Dencun is part of Ethereum’s broader modular roadmap, which includes:

  • The Surge: Scaling via rollups and sharding (current phase).

  • The Scourge: Addressing MEV and censorship resistance.

  • The Verge: Verkle trees for lightweight clients.

  • The Purge and Splurge: State cleanup and minor upgrades.

Dencun represents a critical checkpoint, unlocking blob infrastructure ahead of full danksharding, which will offer dozens of blobs per block instead of just a handful.

Also expected:

  • More Rollup-as-a-Service platforms.

  • Expansion of Layer 3 ecosystems (e.g., Orb, AltLayer).

  • Restaking and modular DA layers (EigenDA, Avail) competing to provide blob bandwidth.

Final Thoughts

Ethereum’s Dencun upgrade marks a transformative moment for the network.

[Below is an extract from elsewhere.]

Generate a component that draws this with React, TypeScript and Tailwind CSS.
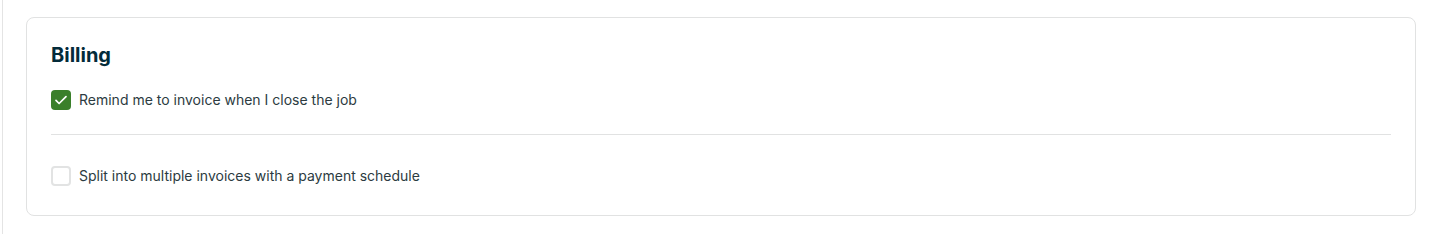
import { useState } from 'react';

function Check({ checked, onToggle }: { checked: boolean; onToggle: () => void }) {
  return (
    <button
      type="button"
      onClick={onToggle}
      className={
        checked
          ? 'w-5 h-5 rounded-[4px] bg-[#3a7f2a] flex items-center justify-center shrink-0'
          : 'w-5 h-5 rounded-[4px] border-2 border-[#e2e3e3] bg-white shrink-0'
      }
    >
      {checked && (
        <svg width="20" height="20" viewBox="0 0 20 20" fill="none">
          <path d="M5 10.4 8.1 13.5 15 6.6" stroke="white" strokeWidth="1.7" strokeLinecap="round" strokeLinejoin="round" />
        </svg>
      )}
    </button>
  );
}

export default function App() {
  const [remind, setRemind] = useState(true);
  const [split, setSplit] = useState(false);

  return (
    <div className="w-[1439px] h-[234px] bg-white" style={{ fontFamily: 'Inter, "Liberation Sans", sans-serif' }}>
      <div className="ml-[2px] h-full border-l border-[#e4e4e4] pl-[23px] pr-[23px] pt-[17px]">
        <div className="border border-[#e1e2e2] rounded-lg px-6 pt-6 pb-[29px]">
          <h2 className="text-xl leading-6 font-bold text-[#032b3a] pt-[1px] pb-[3px]">Billing</h2>
          <label className="mt-5 flex items-center gap-2 h-5 cursor-pointer">
            <Check checked={remind} onToggle={() => setRemind(!remind)} />
            <span className="text-sm text-[#2c3b41]">Remind me to invoice when I close the job</span>
          </label>
          <div className="mt-6 border-t border-[#e1e2e2]" />
          <label className="mt-[31px] flex items-center gap-2 h-5 cursor-pointer">
            <Check checked={split} onToggle={() => setSplit(!split)} />
            <span className="text-sm text-[#2c3b41]">Split into multiple invoices with a payment schedule</span>
          </label>
        </div>
      </div>
    </div>
  );
}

By making data submission cheaper and scaling more effective, Ethereum has reasserted its role as the settlement layer of the internet — without compromising on decentralization or security.

For users, this means faster dApps, lower fees, and a more fluid experience. For developers and institutions, it signals a green light for mass onboarding.

Whether you’re bullish on Ethereum or cautiously optimistic, one thing is clear: in 2025, Ethereum is not standing still — it’s sprinting.